# SUPPLIED MATERIAL start
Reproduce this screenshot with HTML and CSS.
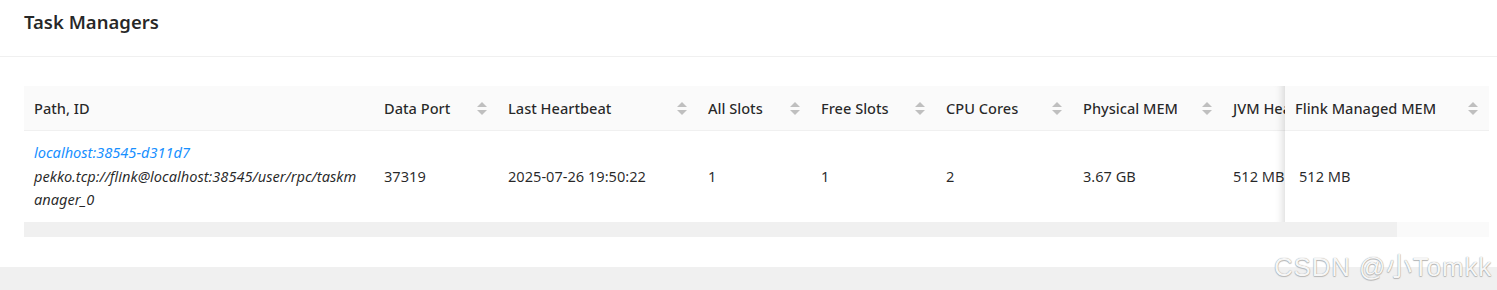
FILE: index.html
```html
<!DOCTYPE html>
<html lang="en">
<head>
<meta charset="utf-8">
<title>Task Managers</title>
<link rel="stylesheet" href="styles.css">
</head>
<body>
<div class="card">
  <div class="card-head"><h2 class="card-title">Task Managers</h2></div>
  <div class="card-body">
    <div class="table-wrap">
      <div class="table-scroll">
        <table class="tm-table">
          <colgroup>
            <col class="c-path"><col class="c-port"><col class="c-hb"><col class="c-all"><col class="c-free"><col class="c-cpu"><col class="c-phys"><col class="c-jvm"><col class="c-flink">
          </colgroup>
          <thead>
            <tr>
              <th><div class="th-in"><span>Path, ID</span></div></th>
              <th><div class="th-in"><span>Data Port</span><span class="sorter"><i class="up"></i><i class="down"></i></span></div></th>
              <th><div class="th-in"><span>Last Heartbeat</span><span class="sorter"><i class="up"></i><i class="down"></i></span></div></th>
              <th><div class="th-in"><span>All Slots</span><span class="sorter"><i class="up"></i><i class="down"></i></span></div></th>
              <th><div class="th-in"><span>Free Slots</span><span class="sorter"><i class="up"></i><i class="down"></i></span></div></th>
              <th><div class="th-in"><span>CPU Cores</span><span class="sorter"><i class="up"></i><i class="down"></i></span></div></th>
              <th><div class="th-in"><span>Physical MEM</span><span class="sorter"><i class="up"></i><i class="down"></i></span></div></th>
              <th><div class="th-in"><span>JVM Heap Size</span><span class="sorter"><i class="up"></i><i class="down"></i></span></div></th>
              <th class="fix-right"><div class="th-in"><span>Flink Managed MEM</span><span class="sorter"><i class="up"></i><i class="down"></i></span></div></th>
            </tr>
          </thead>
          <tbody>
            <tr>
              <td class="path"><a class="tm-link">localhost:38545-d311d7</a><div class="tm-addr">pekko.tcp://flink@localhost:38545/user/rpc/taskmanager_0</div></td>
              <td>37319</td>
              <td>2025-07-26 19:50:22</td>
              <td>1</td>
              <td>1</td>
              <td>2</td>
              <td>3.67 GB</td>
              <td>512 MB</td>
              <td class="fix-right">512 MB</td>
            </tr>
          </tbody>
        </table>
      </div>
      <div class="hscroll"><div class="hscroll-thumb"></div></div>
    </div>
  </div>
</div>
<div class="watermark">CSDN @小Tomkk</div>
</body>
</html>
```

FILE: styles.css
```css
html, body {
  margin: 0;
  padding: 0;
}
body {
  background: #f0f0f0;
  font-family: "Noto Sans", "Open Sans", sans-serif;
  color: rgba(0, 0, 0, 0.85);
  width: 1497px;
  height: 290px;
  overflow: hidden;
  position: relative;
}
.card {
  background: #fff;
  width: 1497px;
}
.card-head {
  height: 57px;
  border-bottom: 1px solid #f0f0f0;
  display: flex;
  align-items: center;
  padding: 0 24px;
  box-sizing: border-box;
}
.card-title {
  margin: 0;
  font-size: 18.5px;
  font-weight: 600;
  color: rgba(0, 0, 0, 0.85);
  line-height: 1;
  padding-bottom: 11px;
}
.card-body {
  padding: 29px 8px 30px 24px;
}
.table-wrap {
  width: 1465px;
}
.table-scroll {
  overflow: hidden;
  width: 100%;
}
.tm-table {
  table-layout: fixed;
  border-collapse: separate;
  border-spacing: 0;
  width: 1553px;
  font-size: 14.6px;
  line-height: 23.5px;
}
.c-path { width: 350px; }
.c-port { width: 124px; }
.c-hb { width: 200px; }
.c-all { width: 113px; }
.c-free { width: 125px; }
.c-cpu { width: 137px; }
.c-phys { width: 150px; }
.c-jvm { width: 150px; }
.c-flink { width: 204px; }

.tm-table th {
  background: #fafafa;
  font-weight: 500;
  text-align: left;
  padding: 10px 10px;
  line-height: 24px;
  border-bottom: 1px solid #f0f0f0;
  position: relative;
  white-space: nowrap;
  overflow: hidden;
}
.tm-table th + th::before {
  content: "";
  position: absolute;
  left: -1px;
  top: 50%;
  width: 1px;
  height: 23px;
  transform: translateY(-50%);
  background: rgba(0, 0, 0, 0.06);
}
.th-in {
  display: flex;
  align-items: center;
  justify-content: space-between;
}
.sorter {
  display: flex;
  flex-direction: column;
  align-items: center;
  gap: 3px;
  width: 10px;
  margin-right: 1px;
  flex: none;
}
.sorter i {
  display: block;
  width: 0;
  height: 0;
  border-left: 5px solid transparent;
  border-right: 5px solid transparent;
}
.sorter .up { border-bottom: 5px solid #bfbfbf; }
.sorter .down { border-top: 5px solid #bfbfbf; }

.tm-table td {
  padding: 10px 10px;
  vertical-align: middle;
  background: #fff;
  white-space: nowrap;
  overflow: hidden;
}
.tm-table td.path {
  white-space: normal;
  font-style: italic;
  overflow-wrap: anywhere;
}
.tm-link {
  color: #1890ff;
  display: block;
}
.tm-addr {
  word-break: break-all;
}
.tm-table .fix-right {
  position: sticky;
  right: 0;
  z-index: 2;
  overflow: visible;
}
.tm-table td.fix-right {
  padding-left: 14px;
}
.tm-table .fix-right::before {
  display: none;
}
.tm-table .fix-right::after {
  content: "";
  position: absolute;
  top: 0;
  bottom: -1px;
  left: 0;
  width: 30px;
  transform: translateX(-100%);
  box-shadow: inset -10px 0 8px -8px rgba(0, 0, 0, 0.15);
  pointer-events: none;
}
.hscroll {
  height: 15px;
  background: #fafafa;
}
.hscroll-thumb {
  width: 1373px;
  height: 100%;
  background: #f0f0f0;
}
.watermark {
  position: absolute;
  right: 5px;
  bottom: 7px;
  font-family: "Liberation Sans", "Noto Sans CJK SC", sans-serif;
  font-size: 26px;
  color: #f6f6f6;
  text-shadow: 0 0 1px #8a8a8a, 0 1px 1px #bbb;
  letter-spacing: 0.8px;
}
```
# SUPPLIED MATERIAL end
**AIM OF THE EXERCISE:**
Restate the data above word for word. Do not include the images.

**ANSWER IN FULL:**
Reproduce this screenshot with HTML and CSS.
FILE: index.html
```html
<!DOCTYPE html>
<html lang="en">
<head>
<meta charset="utf-8">
<title>Task Managers</title>
<link rel="stylesheet" href="styles.css">
</head>
<body>
<div class="card">
  <div class="card-head"><h2 class="card-title">Task Managers</h2></div>
  <div class="card-body">
    <div class="table-wrap">
      <div class="table-scroll">
        <table class="tm-table">
          <colgroup>
            <col class="c-path"><col class="c-port"><col class="c-hb"><col class="c-all"><col class="c-free"><col class="c-cpu"><col class="c-phys"><col class="c-jvm"><col class="c-flink">
          </colgroup>
          <thead>
            <tr>
              <th><div class="th-in"><span>Path, ID</span></div></th>
              <th><div class="th-in"><span>Data Port</span><span class="sorter"><i class="up"></i><i class="down"></i></span></div></th>
              <th><div class="th-in"><span>Last Heartbeat</span><span class="sorter"><i class="up"></i><i class="down"></i></span></div></th>
              <th><div class="th-in"><span>All Slots</span><span class="sorter"><i class="up"></i><i class="down"></i></span></div></th>
              <th><div class="th-in"><span>Free Slots</span><span class="sorter"><i class="up"></i><i class="down"></i></span></div></th>
              <th><div class="th-in"><span>CPU Cores</span><span class="sorter"><i class="up"></i><i class="down"></i></span></div></th>
              <th><div class="th-in"><span>Physical MEM</span><span class="sorter"><i class="up"></i><i class="down"></i></span></div></th>
              <th><div class="th-in"><span>JVM Heap Size</span><span class="sorter"><i class="up"></i><i class="down"></i></span></div></th>
              <th class="fix-right"><div class="th-in"><span>Flink Managed MEM</span><span class="sorter"><i class="up"></i><i class="down"></i></span></div></th>
            </tr>
          </thead>
          <tbody>
            <tr>
              <td class="path"><a class="tm-link">localhost:38545-d311d7</a><div class="tm-addr">pekko.tcp://flink@localhost:38545/user/rpc/taskmanager_0</div></td>
              <td>37319</td>
              <td>2025-07-26 19:50:22</td>
              <td>1</td>
              <td>1</td>
              <td>2</td>
              <td>3.67 GB</td>
              <td>512 MB</td>
              <td class="fix-right">512 MB</td>
            </tr>
          </tbody>
        </table>
      </div>
      <div class="hscroll"><div class="hscroll-thumb"></div></div>
    </div>
  </div>
</div>
<div class="watermark">CSDN @小Tomkk</div>
</body>
</html>
```

FILE: styles.css
```css
html, body {
  margin: 0;
  padding: 0;
}
body {
  background: #f0f0f0;
  font-family: "Noto Sans", "Open Sans", sans-serif;
  color: rgba(0, 0, 0, 0.85);
  width: 1497px;
  height: 290px;
  overflow: hidden;
  position: relative;
}
.card {
  background: #fff;
  width: 1497px;
}
.card-head {
  height: 57px;
  border-bottom: 1px solid #f0f0f0;
  display: flex;
  align-items: center;
  padding: 0 24px;
  box-sizing: border-box;
}
.card-title {
  margin: 0;
  font-size: 18.5px;
  font-weight: 600;
  color: rgba(0, 0, 0, 0.85);
  line-height: 1;
  padding-bottom: 11px;
}
.card-body {
  padding: 29px 8px 30px 24px;
}
.table-wrap {
  width: 1465px;
}
.table-scroll {
  overflow: hidden;
  width: 100%;
}
.tm-table {
  table-layout: fixed;
  border-collapse: separate;
  border-spacing: 0;
  width: 1553px;
  font-size: 14.6px;
  line-height: 23.5px;
}
.c-path { width: 350px; }
.c-port { width: 124px; }
.c-hb { width: 200px; }
.c-all { width: 113px; }
.c-free { width: 125px; }
.c-cpu { width: 137px; }
.c-phys { width: 150px; }
.c-jvm { width: 150px; }
.c-flink { width: 204px; }

.tm-table th {
  background: #fafafa;
  font-weight: 500;
  text-align: left;
  padding: 10px 10px;
  line-height: 24px;
  border-bottom: 1px solid #f0f0f0;
  position: relative;
  white-space: nowrap;
  overflow: hidden;
}
.tm-table th + th::before {
  content: "";
  position: absolute;
  left: -1px;
  top: 50%;
  width: 1px;
  height: 23px;
  transform: translateY(-50%);
  background: rgba(0, 0, 0, 0.06);
}
.th-in {
  display: flex;
  align-items: center;
  justify-content: space-between;
}
.sorter {
  display: flex;
  flex-direction: column;
  align-items: center;
  gap: 3px;
  width: 10px;
  margin-right: 1px;
  flex: none;
}
.sorter i {
  display: block;
  width: 0;
  height: 0;
  border-left: 5px solid transparent;
  border-right: 5px solid transparent;
}
.sorter .up { border-bottom: 5px solid #bfbfbf; }
.sorter .down { border-top: 5px solid #bfbfbf; }

.tm-table td {
  padding: 10px 10px;
  vertical-align: middle;
  background: #fff;
  white-space: nowrap;
  overflow: hidden;
}
.tm-table td.path {
  white-space: normal;
  font-style: italic;
  overflow-wrap: anywhere;
}
.tm-link {
  color: #1890ff;
  display: block;
}
.tm-addr {
  word-break: break-all;
}
.tm-table .fix-right {
  position: sticky;
  right: 0;
  z-index: 2;
  overflow: visible;
}
.tm-table td.fix-right {
  padding-left: 14px;
}
.tm-table .fix-right::before {
  display: none;
}
.tm-table .fix-right::after {
  content: "";
  position: absolute;
  top: 0;
  bottom: -1px;
  left: 0;
  width: 30px;
  transform: translateX(-100%);
  box-shadow: inset -10px 0 8px -8px rgba(0, 0, 0, 0.15);
  pointer-events: none;
}
.hscroll {
  height: 15px;
  background: #fafafa;
}
.hscroll-thumb {
  width: 1373px;
  height: 100%;
  background: #f0f0f0;
}
.watermark {
  position: absolute;
  right: 5px;
  bottom: 7px;
  font-family: "Liberation Sans", "Noto Sans CJK SC", sans-serif;
  font-size: 26px;
  color: #f6f6f6;
  text-shadow: 0 0 1px #8a8a8a, 0 1px 1px #bbb;
  letter-spacing: 0.8px;
}
```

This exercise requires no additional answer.